J’ai le sentiment que c’est ce pourquoi œuvre le plus HEC maintenant en voulant davantage évaluer via Moodle par exemple. Mais je pense qu’au-delà de ça, il faut aussi sortir du standard de restitution de connaissances et se diriger plutôt vers des études de cas, ou autres modèles innovants. Je pense qu’il ne faut pas hésiter à se tourner vers du digital quand c’est adapté aux connaissances qu’on veut tester. Il arrive que dans certains cas ça ne soit pas possible et dans ce cas, bien sûr qu’il faut conserver le modèle traditionnel.

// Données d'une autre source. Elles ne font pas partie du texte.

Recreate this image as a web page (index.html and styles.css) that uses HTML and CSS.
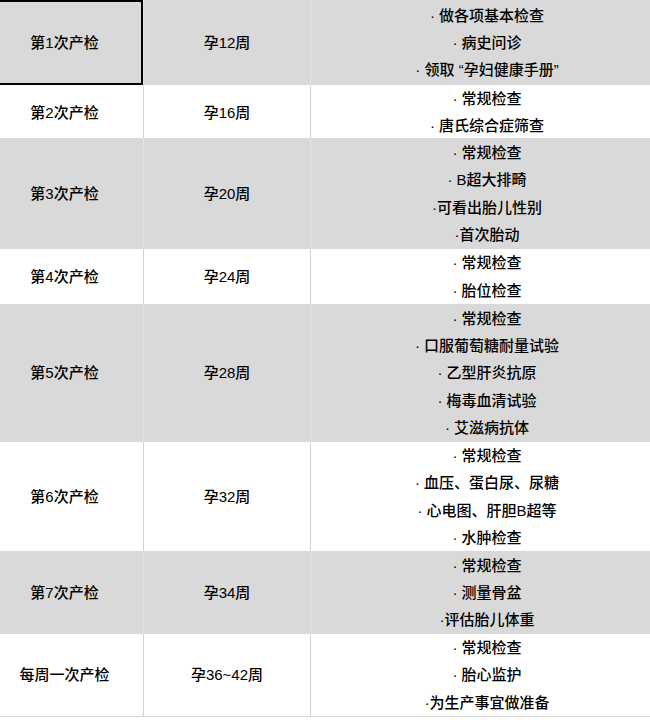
FILE: index.html
```html
<!DOCTYPE html>
<html lang="zh-CN">
<head>
<meta charset="utf-8">
<link rel="stylesheet" href="styles.css">
</head>
<body>
<div class="sheet">
  <div class="row grey h85">
    <div class="cell c1 selected">第1次产检</div>
    <div class="cell c2">孕12周</div>
    <div class="cell c3"><span>· 做各项基本检查</span><span>· 病史问诊</span><span>· 领取 “孕妇健康手册”</span></div>
  </div>
  <div class="row white h54">
    <div class="cell c1">第2次产检</div>
    <div class="cell c2">孕16周</div>
    <div class="cell c3"><span>· 常规检查</span><span>· 唐氏综合症筛查</span></div>
  </div>
  <div class="row grey h111">
    <div class="cell c1">第3次产检</div>
    <div class="cell c2">孕20周</div>
    <div class="cell c3"><span>· 常规检查</span><span>· B超大排畸</span><span>·可看出胎儿性别</span><span>·首次胎动</span></div>
  </div>
  <div class="row white h55">
    <div class="cell c1">第4次产检</div>
    <div class="cell c2">孕24周</div>
    <div class="cell c3"><span>· 常规检查</span><span>· 胎位检查</span></div>
  </div>
  <div class="row grey h138">
    <div class="cell c1">第5次产检</div>
    <div class="cell c2">孕28周</div>
    <div class="cell c3"><span>· 常规检查</span><span>· 口服葡萄糖耐量试验</span><span>· 乙型肝炎抗原</span><span>· 梅毒血清试验</span><span>· 艾滋病抗体</span></div>
  </div>
  <div class="row white h109">
    <div class="cell c1">第6次产检</div>
    <div class="cell c2">孕32周</div>
    <div class="cell c3"><span>· 常规检查</span><span>· 血压、蛋白尿、尿糖</span><span>· 心电图、肝胆B超等</span><span>· 水肿检查</span></div>
  </div>
  <div class="row grey h83">
    <div class="cell c1">第7次产检</div>
    <div class="cell c2">孕34周</div>
    <div class="cell c3"><span>· 常规检查</span><span>· 测量骨盆</span><span>·评估胎儿体重</span></div>
  </div>
  <div class="row white h82 last">
    <div class="cell c1">每周一次产检</div>
    <div class="cell c2">孕36~42周</div>
    <div class="cell c3"><span>· 常规检查</span><span>· 胎心监护</span><span>·为生产事宜做准备</span></div>
  </div>
</div>
</body>
</html>
```

FILE: styles.css
```css
html, body {
  margin: 0;
  padding: 0;
  background: #ffffff;
}

.sheet {
  width: 650px;
  font-family: "Liberation Sans", "Noto Sans CJK SC", sans-serif;
  font-size: 15px;
  font-weight: 500;
  color: #000000;
  overflow: hidden;
}

.row {
  display: grid;
  grid-template-columns: 143px 167px 340px;
  box-sizing: border-box;
}

.row.grey { background: #d9d9d9; }
.row.white { background: #ffffff; }

.h85 { height: 85px; }
.h54 { height: 53px; }
.h111 { height: 111px; }
.h55 { height: 55px; }
.h138 { height: 138px; }
.h109 { height: 109px; }
.h83 { height: 83px; }
.h82 { height: 83px; }

.row.last { border-bottom: 1px solid #d4d4d4; }

.cell {
  display: flex;
  flex-direction: column;
  align-items: center;
  justify-content: center;
  box-sizing: border-box;
  line-height: 27.3px;
  white-space: nowrap;
}

.c1 {
  padding-right: 14px;
}

.c2,
.c3 {
  border-left: 1px solid #d4d4d4;
}

.grey .c2,
.grey .c3 {
  border-left-color: #e4e4e4;
}

.c3 {
  padding-left: 13px;
}

.c3 span {
  display: block;
}

.selected {
  box-shadow: inset 0 2px 0 #000000, inset -2px 0 0 #000000, inset 0 -2px 0 #000000;
}
```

En termes de langage, pensez-vous que l’anglais devrait être plus intégré dès le Bachelor ? Ou même l’allemand ?
Il est pour moi important que l’université garde son identité et ainsi ne propose pas que de l’anglais pour son programme de Bachelor. En revanche, il serait intéressant de proposer les deux pour nos étudiants, mais aussi pour les échanges universitaires. Proposer un programme en anglais permettrait d’élargir les possibilités en matière d’institutions partenaires pour des accords bilatéraux. Les étudiants francophones pourraient aussi améliorer leur anglais et être plus à l’aise au moment de sauter dans le grand bain du master.
Nous remercions Virginie Lurkin de nous avoir offert son temps précieux pour répondre à nos questions et de nous avoir partagé sa vision de l’enseignement du futur.
Manon Guiraud
Afin de faciliter la lecture de cet article, le genre masculin a été utilisé. Il va de soi que le genre féminin s’applique partout et en tout temps.